| What is required |
Write again exactly the lines in the listing below, starting at the line with "Give me the" and ending at the line with "export default App;", both included. Pictures are not copied.

======== Data for this task

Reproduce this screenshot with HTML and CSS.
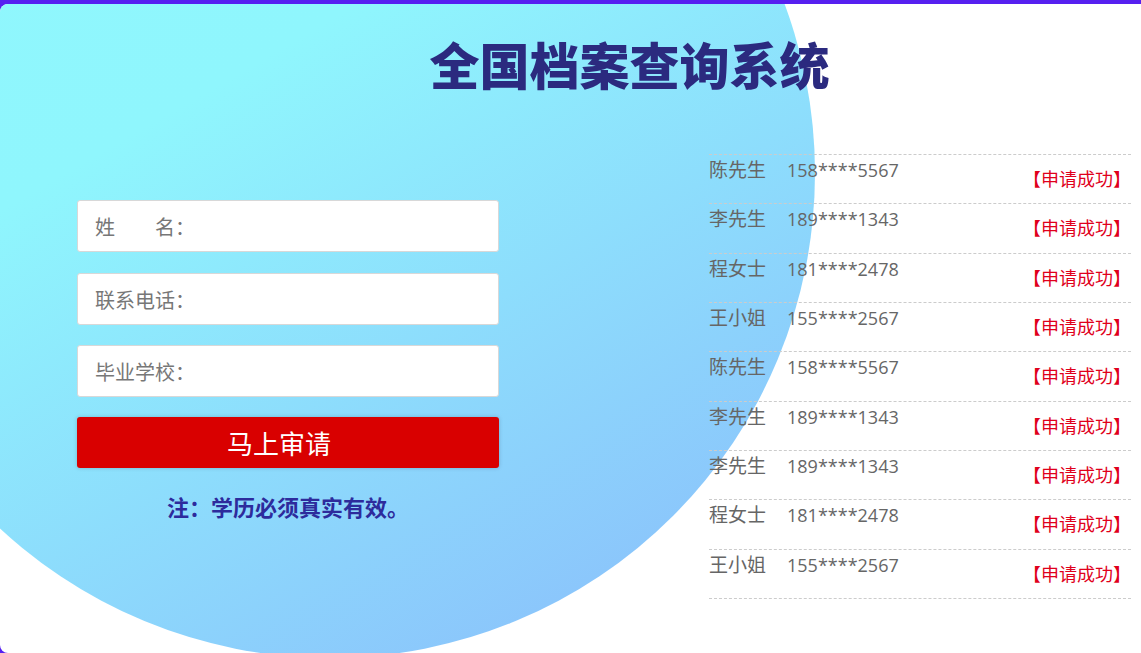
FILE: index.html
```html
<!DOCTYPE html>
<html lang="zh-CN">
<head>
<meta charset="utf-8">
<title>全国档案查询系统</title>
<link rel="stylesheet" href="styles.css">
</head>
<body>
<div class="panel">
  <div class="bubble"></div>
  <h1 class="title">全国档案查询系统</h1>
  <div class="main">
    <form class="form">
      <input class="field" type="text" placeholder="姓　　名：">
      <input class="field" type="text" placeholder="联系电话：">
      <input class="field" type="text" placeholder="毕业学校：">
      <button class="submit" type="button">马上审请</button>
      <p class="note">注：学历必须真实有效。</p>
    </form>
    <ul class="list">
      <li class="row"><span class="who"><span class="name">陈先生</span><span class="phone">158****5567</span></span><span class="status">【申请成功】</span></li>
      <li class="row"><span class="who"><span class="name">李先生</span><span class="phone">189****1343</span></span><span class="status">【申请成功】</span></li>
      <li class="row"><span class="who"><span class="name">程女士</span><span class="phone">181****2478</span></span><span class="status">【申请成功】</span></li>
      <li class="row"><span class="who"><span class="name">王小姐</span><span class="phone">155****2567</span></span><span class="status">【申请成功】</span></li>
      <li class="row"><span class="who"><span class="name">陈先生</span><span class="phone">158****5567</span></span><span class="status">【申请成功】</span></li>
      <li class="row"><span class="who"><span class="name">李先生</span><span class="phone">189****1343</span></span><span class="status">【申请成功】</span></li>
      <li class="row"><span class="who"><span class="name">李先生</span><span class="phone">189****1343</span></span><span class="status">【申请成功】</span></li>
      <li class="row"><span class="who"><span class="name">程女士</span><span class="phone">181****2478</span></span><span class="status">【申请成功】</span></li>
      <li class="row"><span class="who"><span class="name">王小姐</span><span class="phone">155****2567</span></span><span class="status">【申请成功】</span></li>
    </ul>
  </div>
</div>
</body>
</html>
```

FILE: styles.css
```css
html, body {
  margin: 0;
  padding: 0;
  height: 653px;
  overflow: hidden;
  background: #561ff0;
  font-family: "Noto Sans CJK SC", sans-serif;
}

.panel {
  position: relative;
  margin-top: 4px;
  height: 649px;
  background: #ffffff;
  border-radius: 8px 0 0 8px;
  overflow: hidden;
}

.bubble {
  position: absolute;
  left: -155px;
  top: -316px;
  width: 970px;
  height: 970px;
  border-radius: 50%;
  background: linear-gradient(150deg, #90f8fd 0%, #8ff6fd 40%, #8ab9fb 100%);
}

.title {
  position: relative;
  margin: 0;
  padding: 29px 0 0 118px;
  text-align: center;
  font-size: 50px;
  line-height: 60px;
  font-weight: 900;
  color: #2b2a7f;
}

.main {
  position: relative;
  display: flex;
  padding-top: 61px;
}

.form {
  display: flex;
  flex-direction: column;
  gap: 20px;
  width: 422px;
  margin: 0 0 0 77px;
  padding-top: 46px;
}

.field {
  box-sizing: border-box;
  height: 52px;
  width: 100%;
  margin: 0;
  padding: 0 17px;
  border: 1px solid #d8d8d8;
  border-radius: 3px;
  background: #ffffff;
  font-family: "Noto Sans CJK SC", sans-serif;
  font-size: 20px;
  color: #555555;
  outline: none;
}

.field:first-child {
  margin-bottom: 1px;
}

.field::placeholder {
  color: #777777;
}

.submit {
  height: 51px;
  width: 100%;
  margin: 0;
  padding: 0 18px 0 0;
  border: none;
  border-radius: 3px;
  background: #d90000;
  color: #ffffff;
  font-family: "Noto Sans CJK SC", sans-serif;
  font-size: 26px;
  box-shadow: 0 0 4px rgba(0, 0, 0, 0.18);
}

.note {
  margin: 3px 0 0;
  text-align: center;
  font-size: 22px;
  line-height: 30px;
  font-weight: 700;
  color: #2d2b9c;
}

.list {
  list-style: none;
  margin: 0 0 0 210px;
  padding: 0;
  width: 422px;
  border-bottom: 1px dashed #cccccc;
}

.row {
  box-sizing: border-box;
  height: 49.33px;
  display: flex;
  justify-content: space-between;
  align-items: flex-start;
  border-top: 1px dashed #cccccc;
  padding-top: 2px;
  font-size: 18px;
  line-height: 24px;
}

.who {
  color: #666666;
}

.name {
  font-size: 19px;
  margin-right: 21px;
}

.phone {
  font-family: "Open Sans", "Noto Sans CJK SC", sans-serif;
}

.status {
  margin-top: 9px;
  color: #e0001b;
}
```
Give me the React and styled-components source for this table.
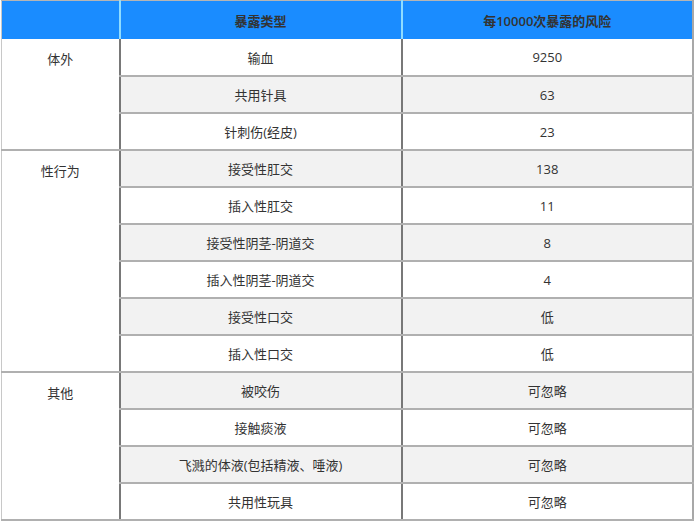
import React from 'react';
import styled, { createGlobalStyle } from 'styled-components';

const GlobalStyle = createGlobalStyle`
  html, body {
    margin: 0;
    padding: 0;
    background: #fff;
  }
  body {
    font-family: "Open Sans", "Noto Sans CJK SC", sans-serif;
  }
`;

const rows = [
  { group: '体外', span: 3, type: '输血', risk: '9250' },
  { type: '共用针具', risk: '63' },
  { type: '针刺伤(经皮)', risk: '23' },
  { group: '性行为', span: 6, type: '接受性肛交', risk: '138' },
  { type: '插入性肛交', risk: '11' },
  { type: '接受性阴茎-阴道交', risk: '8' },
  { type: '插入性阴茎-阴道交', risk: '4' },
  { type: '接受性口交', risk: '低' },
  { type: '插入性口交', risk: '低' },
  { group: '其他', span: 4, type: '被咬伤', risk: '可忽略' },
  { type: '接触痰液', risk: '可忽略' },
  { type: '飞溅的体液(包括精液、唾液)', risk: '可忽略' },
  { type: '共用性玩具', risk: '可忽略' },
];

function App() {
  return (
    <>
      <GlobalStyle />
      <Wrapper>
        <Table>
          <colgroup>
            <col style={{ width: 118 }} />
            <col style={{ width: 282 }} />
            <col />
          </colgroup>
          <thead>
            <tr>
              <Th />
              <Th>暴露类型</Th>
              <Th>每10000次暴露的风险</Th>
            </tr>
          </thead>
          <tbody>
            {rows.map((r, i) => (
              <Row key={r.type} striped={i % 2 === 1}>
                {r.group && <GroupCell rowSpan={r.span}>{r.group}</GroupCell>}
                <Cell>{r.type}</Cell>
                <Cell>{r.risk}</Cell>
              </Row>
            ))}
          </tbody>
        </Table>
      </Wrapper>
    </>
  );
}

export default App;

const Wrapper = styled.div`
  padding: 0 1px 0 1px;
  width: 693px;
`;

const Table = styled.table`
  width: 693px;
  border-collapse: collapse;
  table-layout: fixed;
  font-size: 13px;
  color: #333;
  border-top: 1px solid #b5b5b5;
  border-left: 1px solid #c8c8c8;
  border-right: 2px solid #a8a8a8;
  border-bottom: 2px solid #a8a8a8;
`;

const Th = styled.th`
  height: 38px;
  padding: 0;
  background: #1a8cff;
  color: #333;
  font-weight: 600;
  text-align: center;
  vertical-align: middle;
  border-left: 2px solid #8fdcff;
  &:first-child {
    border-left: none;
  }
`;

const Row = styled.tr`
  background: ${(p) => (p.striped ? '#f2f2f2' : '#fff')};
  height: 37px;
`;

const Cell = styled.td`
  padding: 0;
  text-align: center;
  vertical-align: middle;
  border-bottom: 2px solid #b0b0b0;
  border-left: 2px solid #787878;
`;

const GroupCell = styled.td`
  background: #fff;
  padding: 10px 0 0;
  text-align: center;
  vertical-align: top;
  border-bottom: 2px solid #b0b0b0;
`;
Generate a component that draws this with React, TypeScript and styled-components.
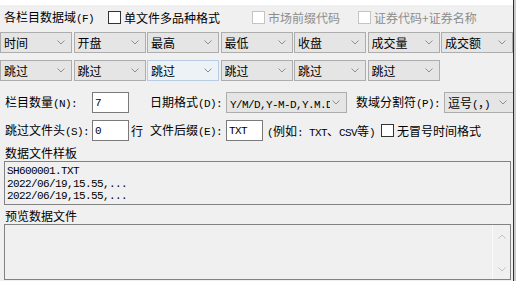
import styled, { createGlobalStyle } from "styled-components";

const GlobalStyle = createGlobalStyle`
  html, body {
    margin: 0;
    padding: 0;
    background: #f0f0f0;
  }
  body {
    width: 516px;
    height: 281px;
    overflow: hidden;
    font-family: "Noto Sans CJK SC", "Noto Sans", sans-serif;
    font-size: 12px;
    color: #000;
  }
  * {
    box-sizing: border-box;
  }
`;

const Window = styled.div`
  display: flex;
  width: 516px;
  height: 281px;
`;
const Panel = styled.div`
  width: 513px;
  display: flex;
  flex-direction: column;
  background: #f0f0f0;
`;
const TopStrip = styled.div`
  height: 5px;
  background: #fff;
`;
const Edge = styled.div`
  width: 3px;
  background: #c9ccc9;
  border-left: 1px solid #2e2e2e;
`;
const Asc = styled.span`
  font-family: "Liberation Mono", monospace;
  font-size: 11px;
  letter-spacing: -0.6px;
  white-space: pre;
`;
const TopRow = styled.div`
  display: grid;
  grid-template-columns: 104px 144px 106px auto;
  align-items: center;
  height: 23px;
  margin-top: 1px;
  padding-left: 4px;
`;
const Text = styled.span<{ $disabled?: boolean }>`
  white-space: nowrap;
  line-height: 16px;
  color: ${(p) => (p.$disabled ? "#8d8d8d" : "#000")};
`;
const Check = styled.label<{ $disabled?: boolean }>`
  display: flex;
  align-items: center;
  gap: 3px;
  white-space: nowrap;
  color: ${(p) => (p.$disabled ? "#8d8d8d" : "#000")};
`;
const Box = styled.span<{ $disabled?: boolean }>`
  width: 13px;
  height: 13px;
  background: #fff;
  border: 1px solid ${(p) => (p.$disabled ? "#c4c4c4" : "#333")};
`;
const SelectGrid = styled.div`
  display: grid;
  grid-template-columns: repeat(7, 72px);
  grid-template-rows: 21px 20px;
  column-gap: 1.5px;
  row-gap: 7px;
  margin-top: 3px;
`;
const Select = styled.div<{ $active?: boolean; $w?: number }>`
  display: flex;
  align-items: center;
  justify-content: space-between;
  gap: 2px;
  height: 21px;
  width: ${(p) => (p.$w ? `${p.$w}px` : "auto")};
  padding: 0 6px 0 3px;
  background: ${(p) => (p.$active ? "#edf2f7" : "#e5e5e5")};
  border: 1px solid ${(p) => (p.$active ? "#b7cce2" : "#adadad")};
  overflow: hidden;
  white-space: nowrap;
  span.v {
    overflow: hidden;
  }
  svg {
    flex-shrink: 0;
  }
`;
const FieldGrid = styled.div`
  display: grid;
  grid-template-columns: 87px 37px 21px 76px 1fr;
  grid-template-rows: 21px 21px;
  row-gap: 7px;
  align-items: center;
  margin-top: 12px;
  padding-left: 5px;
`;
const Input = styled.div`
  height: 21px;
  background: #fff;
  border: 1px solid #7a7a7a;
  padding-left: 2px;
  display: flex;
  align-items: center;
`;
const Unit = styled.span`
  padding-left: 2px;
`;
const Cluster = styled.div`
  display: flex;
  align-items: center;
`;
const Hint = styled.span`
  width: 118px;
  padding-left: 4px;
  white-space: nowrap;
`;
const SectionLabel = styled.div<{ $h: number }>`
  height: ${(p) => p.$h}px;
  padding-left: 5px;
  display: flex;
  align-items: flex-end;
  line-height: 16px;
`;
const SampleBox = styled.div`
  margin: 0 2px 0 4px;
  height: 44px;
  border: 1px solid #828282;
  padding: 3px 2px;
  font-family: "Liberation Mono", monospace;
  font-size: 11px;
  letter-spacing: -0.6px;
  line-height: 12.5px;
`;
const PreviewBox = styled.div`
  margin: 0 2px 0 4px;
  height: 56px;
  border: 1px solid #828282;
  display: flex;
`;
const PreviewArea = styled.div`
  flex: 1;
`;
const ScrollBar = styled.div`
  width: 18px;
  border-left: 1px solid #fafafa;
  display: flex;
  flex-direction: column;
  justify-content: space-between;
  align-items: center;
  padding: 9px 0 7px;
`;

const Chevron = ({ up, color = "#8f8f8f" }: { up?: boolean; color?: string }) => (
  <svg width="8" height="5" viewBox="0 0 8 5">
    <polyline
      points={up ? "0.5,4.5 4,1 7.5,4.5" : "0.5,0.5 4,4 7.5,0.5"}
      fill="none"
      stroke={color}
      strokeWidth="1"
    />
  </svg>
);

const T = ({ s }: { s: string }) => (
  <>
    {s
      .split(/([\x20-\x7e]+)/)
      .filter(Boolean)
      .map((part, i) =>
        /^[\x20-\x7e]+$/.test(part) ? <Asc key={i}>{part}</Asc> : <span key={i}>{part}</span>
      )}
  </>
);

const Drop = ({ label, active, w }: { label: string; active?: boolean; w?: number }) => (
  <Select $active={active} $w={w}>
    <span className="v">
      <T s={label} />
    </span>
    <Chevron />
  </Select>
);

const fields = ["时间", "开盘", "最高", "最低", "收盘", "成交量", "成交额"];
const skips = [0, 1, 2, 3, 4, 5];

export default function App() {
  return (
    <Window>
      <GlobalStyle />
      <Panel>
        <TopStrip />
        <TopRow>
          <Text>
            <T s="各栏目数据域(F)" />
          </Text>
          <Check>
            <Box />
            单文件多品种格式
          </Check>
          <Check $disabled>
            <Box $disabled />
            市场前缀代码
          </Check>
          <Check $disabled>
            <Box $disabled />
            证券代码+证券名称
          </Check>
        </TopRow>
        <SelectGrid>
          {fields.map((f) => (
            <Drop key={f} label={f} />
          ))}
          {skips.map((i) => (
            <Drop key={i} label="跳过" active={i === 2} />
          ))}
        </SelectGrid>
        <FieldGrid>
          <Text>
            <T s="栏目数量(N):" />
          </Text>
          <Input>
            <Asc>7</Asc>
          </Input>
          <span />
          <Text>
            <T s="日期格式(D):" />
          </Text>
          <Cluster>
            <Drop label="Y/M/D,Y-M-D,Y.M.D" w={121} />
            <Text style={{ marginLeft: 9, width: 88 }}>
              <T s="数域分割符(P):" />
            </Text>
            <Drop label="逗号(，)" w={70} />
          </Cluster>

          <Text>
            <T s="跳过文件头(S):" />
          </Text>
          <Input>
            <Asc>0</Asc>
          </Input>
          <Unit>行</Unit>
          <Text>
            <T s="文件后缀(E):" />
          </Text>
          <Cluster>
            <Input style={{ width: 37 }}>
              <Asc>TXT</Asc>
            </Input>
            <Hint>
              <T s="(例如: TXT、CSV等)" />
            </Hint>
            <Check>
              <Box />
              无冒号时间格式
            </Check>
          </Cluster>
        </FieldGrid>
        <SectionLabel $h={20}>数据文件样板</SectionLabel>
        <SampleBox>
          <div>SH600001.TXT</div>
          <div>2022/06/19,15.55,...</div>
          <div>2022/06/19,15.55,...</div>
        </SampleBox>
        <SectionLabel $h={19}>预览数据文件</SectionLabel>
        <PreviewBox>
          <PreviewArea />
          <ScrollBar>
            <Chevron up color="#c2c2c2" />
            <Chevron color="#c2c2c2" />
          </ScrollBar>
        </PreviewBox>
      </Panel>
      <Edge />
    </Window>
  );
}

================

| Reply to the task |
Give me the React and styled-components source for this table.
import React from 'react';
import styled, { createGlobalStyle } from 'styled-components';

const GlobalStyle = createGlobalStyle`
  html, body {
    margin: 0;
    padding: 0;
    background: #fff;
  }
  body {
    font-family: "Open Sans", "Noto Sans CJK SC", sans-serif;
  }
`;

const rows = [
  { group: '体外', span: 3, type: '输血', risk: '9250' },
  { type: '共用针具', risk: '63' },
  { type: '针刺伤(经皮)', risk: '23' },
  { group: '性行为', span: 6, type: '接受性肛交', risk: '138' },
  { type: '插入性肛交', risk: '11' },
  { type: '接受性阴茎-阴道交', risk: '8' },
  { type: '插入性阴茎-阴道交', risk: '4' },
  { type: '接受性口交', risk: '低' },
  { type: '插入性口交', risk: '低' },
  { group: '其他', span: 4, type: '被咬伤', risk: '可忽略' },
  { type: '接触痰液', risk: '可忽略' },
  { type: '飞溅的体液(包括精液、唾液)', risk: '可忽略' },
  { type: '共用性玩具', risk: '可忽略' },
];

function App() {
  return (
    <>
      <GlobalStyle />
      <Wrapper>
        <Table>
          <colgroup>
            <col style={{ width: 118 }} />
            <col style={{ width: 282 }} />
            <col />
          </colgroup>
          <thead>
            <tr>
              <Th />
              <Th>暴露类型</Th>
              <Th>每10000次暴露的风险</Th>
            </tr>
          </thead>
          <tbody>
            {rows.map((r, i) => (
              <Row key={r.type} striped={i % 2 === 1}>
                {r.group && <GroupCell rowSpan={r.span}>{r.group}</GroupCell>}
                <Cell>{r.type}</Cell>
                <Cell>{r.risk}</Cell>
              </Row>
            ))}
          </tbody>
        </Table>
      </Wrapper>
    </>
  );
}

export default App;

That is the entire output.